Мой безумный друг был мертв. Он стоял, прислонившись спиной ко кресту, с распростертыми руками, как бы распятый. Железный холод приковал его к символу Спасителя. Я невольно упал перед ним на колени и увидел на ладонях его кровавые знаки.

Потом я потерял сознание, и когда очнулся, по-прежнему чернел передо мной страшный крест, а над ним и пустыней струился золотой поток Северного Сияния.

Белая Криница

I.

Старый Захар перед Рождеством поехал в город продавать лисьи шкуры. Через неделю он вернулся, но едва добрел до юрты: свалился на нару совсем больной.

Его рыжие кобылы стояли нераспряженные у изгороди и тыкались мордами в холодные обмерзшие жерди.

На другой день Захар умер.

Не нашлось охотников ехать за попом, хотя полтораста верст не Бог весть какое расстояние по нашим якутским понятиям.

Похоронили Захара без попа за Медвежьим Косогором. А в это время заболело еще двое: уголовный поселенец и молоденькая якутка Ургэль, которая умела шаманить и складно рассказывала сказки.

А наш улус особенный: юрты не разбросаны по таежным углам, а сбиты в кучу. Случилось так потому, что когда-то жили здесь поселенцы-крестьяне, и, хотя внуки их почти разучились говорить по-русски, но юрты все еще стоят на русский лад, и улус похож на деревню.

Черная лихая зараза быстро пошла от юрты к юрте.

Тогда я сказал моей Улите:

– Поедем, родная, в Чурапчу или еще куда, а то и нам несдобровать. Что за радость помереть от поганой черной болезни.

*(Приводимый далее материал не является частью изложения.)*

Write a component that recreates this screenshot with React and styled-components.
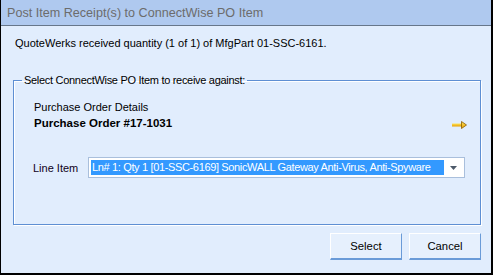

Улита защелкала языком, захлопала в ладоши и закружилась по юрте, и от этой необузданной радости мне стало весело и немного страшно: два года я жил с Улитой и все не мог к ней привыкнуть: мне казалось порой, что со мной в юрте живет молодой, красивый, но всегда опасный лесной зверь.

Мы недолго собирались.

Улита надела шаровары из зайца, камосы и кухлянку. И когда она, садясь в сани, запрокинулась на спину, я остро почувствовал ее молодое и жуткое тело там-за кучей пушистого меха.

Мы решили ехать к поселенцам-хлыстам – это верст за восемьдесят.

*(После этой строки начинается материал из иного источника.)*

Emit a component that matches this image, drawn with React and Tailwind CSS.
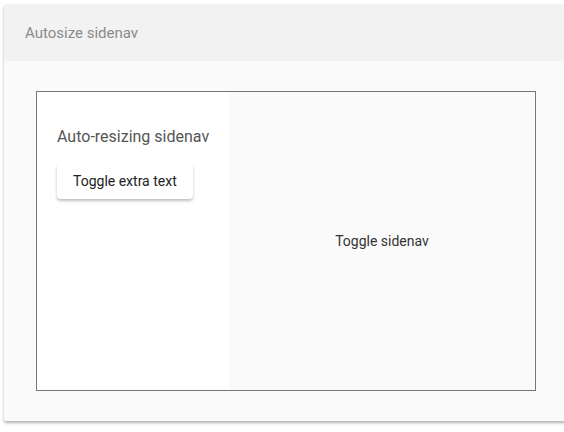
export default function App() {
  return (
    <div className="min-h-[432px] bg-white pt-[4px] pl-[4px] font-['Roboto',sans-serif]">
      <div className="w-[564px] overflow-hidden rounded-[2px] bg-[#fafafa] shadow-[0_2px_3px_rgba(0,0,0,0.3)]">
        <div className="flex h-[57px] items-center bg-[#f2f2f2] px-[21px] pt-[2px] text-[15px] text-[#8a8a8a]">
          Autosize sidenav
        </div>
        <div className="px-[32px] pt-[30px] pb-[30px]">
          <div className="flex h-[300px] w-[500px] border border-[#777]">
            <div className="w-[192px] bg-white pl-[20px] pt-[33px]">
              <p className="text-[16px] leading-[24px] text-[#555]">Auto-resizing sidenav</p>
              <button className="mt-[14px] h-[36px] rounded-[4px] bg-white px-[16px] text-[14px] font-normal text-[#222] shadow-[0_2px_3px_rgba(0,0,0,0.25)]">
                Toggle extra text
              </button>
            </div>
            <div className="flex flex-1 items-center justify-center bg-[#fafafa] text-[14px] font-normal text-[#333]">
              Toggle sidenav
            </div>
          </div>
        </div>
      </div>
    </div>
  );
}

Я у хлыстов был однажды – и мне там понравилось. И название было хорошее у ихнего села – «Белая Криница».

Лохматые якутские лошаденки ринулись, как бешеные, едва я свистнул и поднял бич, и мы помчались сначала по льду нашего озера, а потом по тайге.

Улита, как запрокинулась на спину, так и не могла подняться. Она барахталась в санях и смеялась, задыхаясь в душном и пушистом меху. Мне казалось, что она щекочет меня своим смехом, и от этого мне было неловко и забавно.

– Вот мы веселы, – подумал я: – мчимся, вольные, куда хотим, а там, позади нас, плен и ужас. Черная зараза ледяными пальцами душит людей, – и гаснут камельки один за другим. Наверное, через две недели никого не останется в живых. Еще будет один мертвый улус – новый мертвец, а их и без того много в нашей тайге.

Выехали мы рано утром. Вольно было глазам от снежного света. И что за воздух в этой стране! Как ледяное вино… Как эфир, от которого вырастают крылья, пьянеет сердце и сладостно холодеют концы пальцев.

Когда мы выезжали из густой заросли на поля, покрытые снегом, странно было видеть длинные изгороди, поставленные якутами весной. Приходилось время от времени вставать и открывать ворота.

На нашем перегоне был всего только один станок.

Мы поставили лошадей у коновязи и вошли в юрту. Старый якут пек в камельке лепешку, голые ребята возились в золе около старика.

Улита достала водки и дала хозяину. Он выпил, но глаза его были по-прежнему тусклы: устал он, должно быть, от таежной жизни, от дымной юрты, от болтливых внучат.

Кто-то отворил дверь в хотоп. Оттуда потянуло запахом навоза и молока.

Пора ехать дальше.

II.

Таежное солнце, в своей печальной туманной одежде, высоко стояло над землей, когда мы приехали в Белую Криницу.

– Добро пожаловать, – сказала высокая голубоглазая Татьяна, когда я с Улитой ступил на порог ее избы.

В избе было чисто. Пахло смолой и ладаном. И при взгляде на полотенца с русской вышивкой, на сарафан Татьяны, на псалтырь в старом переплете, трудно было поверить, что все это случайно, и что кругом дикая тайга, зачарованная своими темными нерусскими чарами.